EXERCISE DETAILS: Tally the lines that contain the string "components" and state that total without comment.

········

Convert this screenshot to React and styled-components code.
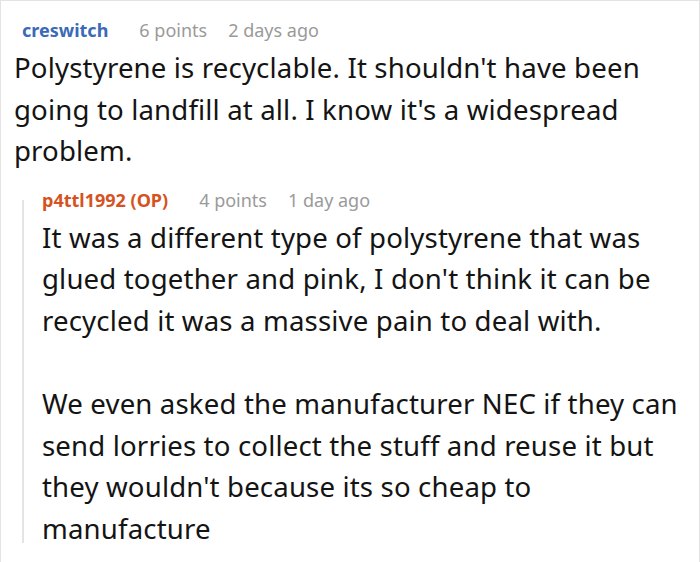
import React from "react";
import styled, { createGlobalStyle } from "styled-components";

const Global = createGlobalStyle`
  html, body { margin: 0; padding: 0; background: #fff; }
  body { font-family: "Noto Sans", "Open Sans", sans-serif; }
`;

const Frame = styled.div`
  box-sizing: border-box;
  width: 700px;
  height: 562px;
  border: 1px solid #e3e3e3;
  border-bottom: none;
`;

const Inner = styled.div`
  box-sizing: border-box;
  height: 542px;
  overflow: hidden;
  padding: 12px 0 0 13px;
`;

const Comment = styled.div`
  display: flex;
  flex-direction: column;
`;

const Header = styled.div`
  display: flex;
  align-items: baseline;
  font-size: 18px;
  line-height: 34px;
  white-space: nowrap;
  padding-left: ${(p) => p.$indent || 0}px;
`;

const Author = styled.span`
  font-weight: 700;
  color: ${(p) => (p.$op ? "#d4531f" : "#3a6ab8")};
  margin-right: 31px;
`;

const Meta = styled.span`
  color: #9a9a9a;
  margin-right: 21px;
`;

const Body = styled.div`
  font-size: 27.6px;
  line-height: 41.6px;
  letter-spacing: 0.15px;
  color: #141414;
`;

const Para = styled.p`
  margin: 0;
  & + & {
    margin-top: 41.6px;
  }
`;

const Replies = styled.div`
  display: grid;
  grid-template-columns: 2px 1fr;
  column-gap: 18px;
  margin: 11px 0 0 8px;
`;

const Rail = styled.div`
  margin-top: 17px;
  background: #e4e4e4;
`;

export default function App() {
  return (
    <>
      <Global />
      <Frame>
        <Inner>
          <Comment>
            <Header $indent={8}>
              <Author>creswitch</Author>
              <Meta>6 points</Meta>
              <Meta>2 days ago</Meta>
            </Header>
            <Body>
              <Para>
                Polystyrene is recyclable. It shouldn't have been going to landfill at all. I know it's a widespread problem.
              </Para>
            </Body>
            <Replies>
              <Rail />
              <Comment>
                <Header>
                  <Author $op>p4ttl1992 (OP)</Author>
                  <Meta>4 points</Meta>
                  <Meta>1 day ago</Meta>
                </Header>
                <Body>
                  <Para>
                    It was a different type of polystyrene that was glued together and pink, I don't think it can be recycled it was a massive pain to deal with.
                  </Para>
                  <Para>
                    We even asked the manufacturer NEC if they can send lorries to collect the stuff and reuse it but they wouldn't because its so cheap to manufacture
                  </Para>
                </Body>
              </Comment>
            </Replies>
          </Comment>
        </Inner>
      </Frame>
    </>
  );
}
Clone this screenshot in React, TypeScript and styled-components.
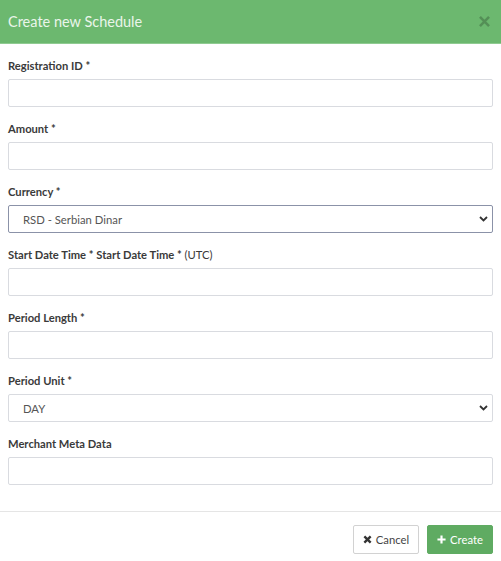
import React, { useState } from 'react'
import styled, { createGlobalStyle } from 'styled-components'

const GlobalStyle = createGlobalStyle`
  html, body {
    margin: 0;
    padding: 0;
    background: #ffffff;
  }
  body {
    font-family: 'Lato', 'Open Sans', sans-serif;
    color: #333333;
  }
  * {
    box-sizing: border-box;
  }
`

const Modal = styled.div`
  background: #ffffff;
  display: flex;
  flex-direction: column;
  width: 501px;
`

const Header = styled.div`
  align-items: center;
  background: #6cb86f;
  border-bottom: 1px solid #8fcb91;
  display: flex;
  height: 44px;
  justify-content: space-between;
  padding: 0 8px;
`

const Title = styled.h4`
  color: #eaf5ea;
  font-size: 14.5px;
  font-weight: 400;
  margin: 0;
`

const CloseButton = styled.button`
  background: none;
  border: 0;
  color: rgba(0, 0, 0, 0.2);
  cursor: pointer;
  display: flex;
  padding: 0 2px;
`

const Body = styled.div`
  display: flex;
  flex-direction: column;
  padding: 13px 8px 13px;
`

const FormGroup = styled.div`
  display: flex;
  flex-direction: column;
  margin-bottom: 13px;
`

const Label = styled.label`
  color: #3a3a3a;
  font-size: 11.2px;
  font-weight: 700;
  line-height: 17px;
  margin-bottom: 5px;
`

const Hint = styled.span`
  font-weight: 400;
`

const Input = styled.input`
  background: #ffffff;
  border: 1px solid #d9dbe0;
  border-radius: 2px;
  font-family: inherit;
  font-size: 12px;
  height: 28px;
  outline: none;
  padding: 0 12px;
  width: 100%;
`

const SelectWrap = styled.div`
  position: relative;
`

const Select = styled.select<{ $focused?: boolean }>`
  appearance: none;
  background: #ffffff;
  border: 1px solid ${p => (p.$focused ? '#8b92a8' : '#d9dbe0')};
  border-radius: 2px;
  color: #555555;
  font-family: inherit;
  font-size: 11.3px;
  height: 28px;
  outline: none;
  padding: 0 14px;
  width: 100%;
`

const Chevron = styled.svg`
  pointer-events: none;
  position: absolute;
  right: 5px;
  top: 11px;
`

const Footer = styled.div`
  border-top: 1px solid #e5e5e5;
  display: flex;
  gap: 8px;
  justify-content: flex-end;
  padding: 13px 8px 8px;
`

const Button = styled.button<{ $primary?: boolean }>`
  align-items: center;
  background: ${p => (p.$primary ? '#5fab62' : '#ffffff')};
  border: 1px solid ${p => (p.$primary ? '#5fab62' : '#d2d2d2')};
  border-radius: 2px;
  color: ${p => (p.$primary ? '#ffffff' : '#444444')};
  cursor: pointer;
  display: flex;
  font-family: inherit;
  font-size: 11.3px;
  gap: 4px;
  height: 29px;
  justify-content: center;
  padding: 0;
  width: 66px;
`

const ChevronIcon = () => (
  <Chevron width="9" height="6" viewBox="0 0 9 6">
    <path d="M1 1 L4.5 4.5 L8 1" fill="none" stroke="#333" strokeWidth="1.8" />
  </Chevron>
)

const TimesIcon = ({ size, color, weight }: { size: number; color: string; weight: number }) => (
  <svg width={size} height={size} viewBox="0 0 10 10">
    <path d="M1.5 1.5 L8.5 8.5 M8.5 1.5 L1.5 8.5" stroke={color} strokeWidth={weight} strokeLinecap="butt" />
  </svg>
)

const PlusIcon = () => (
  <svg width="9" height="9" viewBox="0 0 10 10">
    <path d="M5 0.5 V9.5 M0.5 5 H9.5" stroke="#ffffff" strokeWidth="2.4" />
  </svg>
)

const fields = [
  { id: 'registrationId', label: 'Registration ID *' },
  { id: 'amount', label: 'Amount *' },
]

export default function App() {
  const [currency, setCurrency] = useState('RSD')
  const [unit, setUnit] = useState('DAY')

  return (
    <>
      <GlobalStyle />
      <Modal>
        <Header>
          <Title>Create new Schedule</Title>
          <CloseButton aria-label="Close">
            <TimesIcon size={13} color="rgba(0,0,0,0.22)" weight={2} />
          </CloseButton>
        </Header>
        <Body>
          {fields.map(f => (
            <FormGroup key={f.id}>
              <Label htmlFor={f.id}>{f.label}</Label>
              <Input id={f.id} />
            </FormGroup>
          ))}
          <FormGroup>
            <Label htmlFor="currency">Currency *</Label>
            <SelectWrap>
              <Select id="currency" $focused value={currency} onChange={e => setCurrency(e.target.value)}>
                <option value="RSD">RSD - Serbian Dinar</option>
                <option value="EUR">EUR - Euro</option>
                <option value="USD">USD - US Dollar</option>
              </Select>
              <ChevronIcon />
            </SelectWrap>
          </FormGroup>
          <FormGroup>
            <Label htmlFor="startDate">
              Start Date Time * Start Date Time * <Hint>(UTC)</Hint>
            </Label>
            <Input id="startDate" />
          </FormGroup>
          <FormGroup>
            <Label htmlFor="periodLength">Period Length *</Label>
            <Input id="periodLength" />
          </FormGroup>
          <FormGroup>
            <Label htmlFor="periodUnit">Period Unit *</Label>
            <SelectWrap>
              <Select id="periodUnit" value={unit} onChange={e => setUnit(e.target.value)}>
                <option value="DAY">DAY</option>
                <option value="WEEK">WEEK</option>
                <option value="MONTH">MONTH</option>
              </Select>
              <ChevronIcon />
            </SelectWrap>
          </FormGroup>
          <FormGroup>
            <Label htmlFor="meta">Merchant Meta Data</Label>
            <Input id="meta" />
          </FormGroup>
        </Body>
        <Footer>
          <Button>
            <TimesIcon size={9} color="#333" weight={2.6} />
            Cancel
          </Button>
          <Button $primary>
            <PlusIcon />
            Create
          </Button>
        </Footer>
      </Modal>
    </>
  )
}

········

TASK RESULT: 4